═════ INFORMATION PROVIDED ═════
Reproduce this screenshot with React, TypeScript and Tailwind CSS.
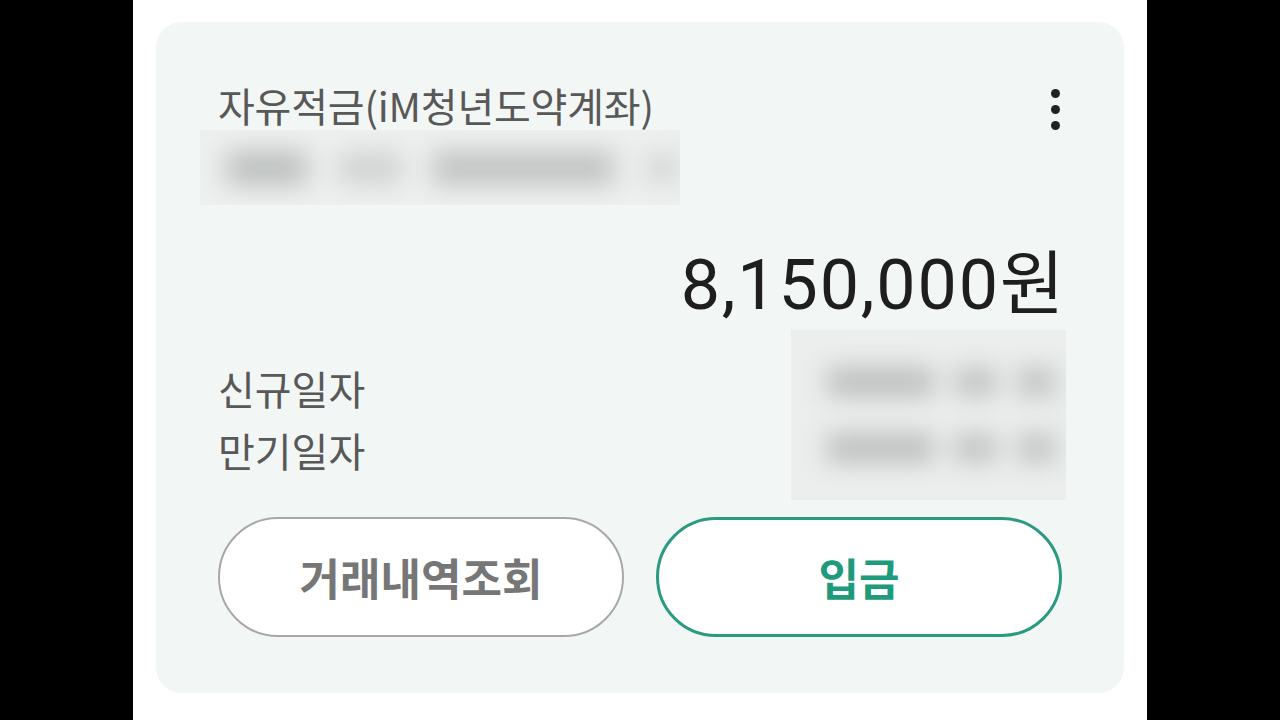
import React from "react";

const kr = { fontFamily: '"Noto Sans CJK KR", "Noto Sans", sans-serif' };

export default function App() {
  return (
    <div className="w-[1280px] h-[720px] bg-black flex justify-center overflow-hidden" style={kr}>
      <div className="w-[1014px] h-[720px] bg-white pl-[23px] pt-[22px]">
        <div className="w-[968px] h-[671px] bg-[#f2f6f5] rounded-[26px] px-[62px] pt-[59px] flex flex-col">
          <div className="flex items-start justify-between h-[48px]">
            <div className="text-[40px] leading-[48px] text-[#585858] tracking-[-0.2px]">
              자유적금(iM청년도약계좌)
            </div>
            <div className="flex flex-col items-center gap-[7px] mt-[8px] mr-[2px]">
              <span className="w-[9px] h-[9px] rounded-full bg-[#222]" />
              <span className="w-[9px] h-[9px] rounded-full bg-[#222]" />
              <span className="w-[9px] h-[9px] rounded-full bg-[#222]" />
            </div>
          </div>
          <div className="relative h-[75px] w-[480px] -ml-[18px] mt-[1px] bg-[#edf0ef] overflow-hidden">
            <div className="absolute inset-0 flex items-center gap-[30px] pl-[26px] blur-[13px]">
              <span className="w-[90px] h-[34px] rounded bg-[#bcbfbe]" />
              <span className="w-[70px] h-[30px] rounded bg-[#cdd0cf]" />
              <span className="w-[200px] h-[34px] rounded bg-[#bfc2c1]" />
              <span className="w-[40px] h-[28px] rounded bg-[#d3d6d5]" />
            </div>
          </div>
          <div className="flex justify-end mt-[40px] -mr-[4px]">
            <div className="text-[70px] leading-[80px] text-[#1e1e1e] tracking-[1.8px]" style={{ fontFamily: 'Roboto, "Noto Sans CJK KR", sans-serif' }}>
              8,150,000원
            </div>
          </div>
          <div className="flex justify-between mt-[5px]">
            <div className="flex flex-col gap-[14px] pt-[34px] text-[40px] leading-[48px] text-[#585858]">
              <div>신규일자</div>
              <div>만기일자</div>
            </div>
            <div className="relative w-[275px] h-[170px] -mr-[4px] bg-[#ebeeed] overflow-hidden">
              <div className="absolute inset-0 flex flex-col justify-center gap-[36px] pl-[36px] pr-[10px] blur-[12px]">
                <div className="flex gap-[20px]">
                  <span className="w-[125px] h-[30px] bg-[#bdc0bf]" />
                  <span className="w-[50px] h-[30px] bg-[#c2c5c4]" />
                  <span className="w-[45px] h-[30px] bg-[#c2c5c4]" />
                </div>
                <div className="flex gap-[20px]">
                  <span className="w-[125px] h-[30px] bg-[#bdc0bf]" />
                  <span className="w-[50px] h-[30px] bg-[#c2c5c4]" />
                  <span className="w-[45px] h-[30px] bg-[#c2c5c4]" />
                </div>
              </div>
            </div>
          </div>
          <div className="flex justify-between mt-[17px]">
            <button className="w-[406px] h-[120px] rounded-full border-2 border-[#a8a8a8] bg-white text-[44px] font-bold text-[#767676]">
              거래내역조회
            </button>
            <button className="w-[406px] h-[120px] rounded-full border-[3px] border-[#2a9a80] bg-white text-[44px] font-bold text-[#1e9a7c]">
              입금
            </button>
          </div>
        </div>
      </div>
    </div>
  );
}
═════
YOUR INSTRUCTIONS — Omit the pictures, then output the rest of the listing exactly.

REPLY —
Reproduce this screenshot with React, TypeScript and Tailwind CSS.
import React from "react";

const kr = { fontFamily: '"Noto Sans CJK KR", "Noto Sans", sans-serif' };

export default function App() {
  return (
    <div className="w-[1280px] h-[720px] bg-black flex justify-center overflow-hidden" style={kr}>
      <div className="w-[1014px] h-[720px] bg-white pl-[23px] pt-[22px]">
        <div className="w-[968px] h-[671px] bg-[#f2f6f5] rounded-[26px] px-[62px] pt-[59px] flex flex-col">
          <div className="flex items-start justify-between h-[48px]">
            <div className="text-[40px] leading-[48px] text-[#585858] tracking-[-0.2px]">
              자유적금(iM청년도약계좌)
            </div>
            <div className="flex flex-col items-center gap-[7px] mt-[8px] mr-[2px]">
              <span className="w-[9px] h-[9px] rounded-full bg-[#222]" />
              <span className="w-[9px] h-[9px] rounded-full bg-[#222]" />
              <span className="w-[9px] h-[9px] rounded-full bg-[#222]" />
            </div>
          </div>
          <div className="relative h-[75px] w-[480px] -ml-[18px] mt-[1px] bg-[#edf0ef] overflow-hidden">
            <div className="absolute inset-0 flex items-center gap-[30px] pl-[26px] blur-[13px]">
              <span className="w-[90px] h-[34px] rounded bg-[#bcbfbe]" />
              <span className="w-[70px] h-[30px] rounded bg-[#cdd0cf]" />
              <span className="w-[200px] h-[34px] rounded bg-[#bfc2c1]" />
              <span className="w-[40px] h-[28px] rounded bg-[#d3d6d5]" />
            </div>
          </div>
          <div className="flex justify-end mt-[40px] -mr-[4px]">
            <div className="text-[70px] leading-[80px] text-[#1e1e1e] tracking-[1.8px]" style={{ fontFamily: 'Roboto, "Noto Sans CJK KR", sans-serif' }}>
              8,150,000원
            </div>
          </div>
          <div className="flex justify-between mt-[5px]">
            <div className="flex flex-col gap-[14px] pt-[34px] text-[40px] leading-[48px] text-[#585858]">
              <div>신규일자</div>
              <div>만기일자</div>
            </div>
            <div className="relative w-[275px] h-[170px] -mr-[4px] bg-[#ebeeed] overflow-hidden">
              <div className="absolute inset-0 flex flex-col justify-center gap-[36px] pl-[36px] pr-[10px] blur-[12px]">
                <div className="flex gap-[20px]">
                  <span className="w-[125px] h-[30px] bg-[#bdc0bf]" />
                  <span className="w-[50px] h-[30px] bg-[#c2c5c4]" />
                  <span className="w-[45px] h-[30px] bg-[#c2c5c4]" />
                </div>
                <div className="flex gap-[20px]">
                  <span className="w-[125px] h-[30px] bg-[#bdc0bf]" />
                  <span className="w-[50px] h-[30px] bg-[#c2c5c4]" />
                  <span className="w-[45px] h-[30px] bg-[#c2c5c4]" />
                </div>
              </div>
            </div>
          </div>
          <div className="flex justify-between mt-[17px]">
            <button className="w-[406px] h-[120px] rounded-full border-2 border-[#a8a8a8] bg-white text-[44px] font-bold text-[#767676]">
              거래내역조회
            </button>
            <button className="w-[406px] h-[120px] rounded-full border-[3px] border-[#2a9a80] bg-white text-[44px] font-bold text-[#1e9a7c]">
              입금
            </button>
          </div>
        </div>
      </div>
    </div>
  );
}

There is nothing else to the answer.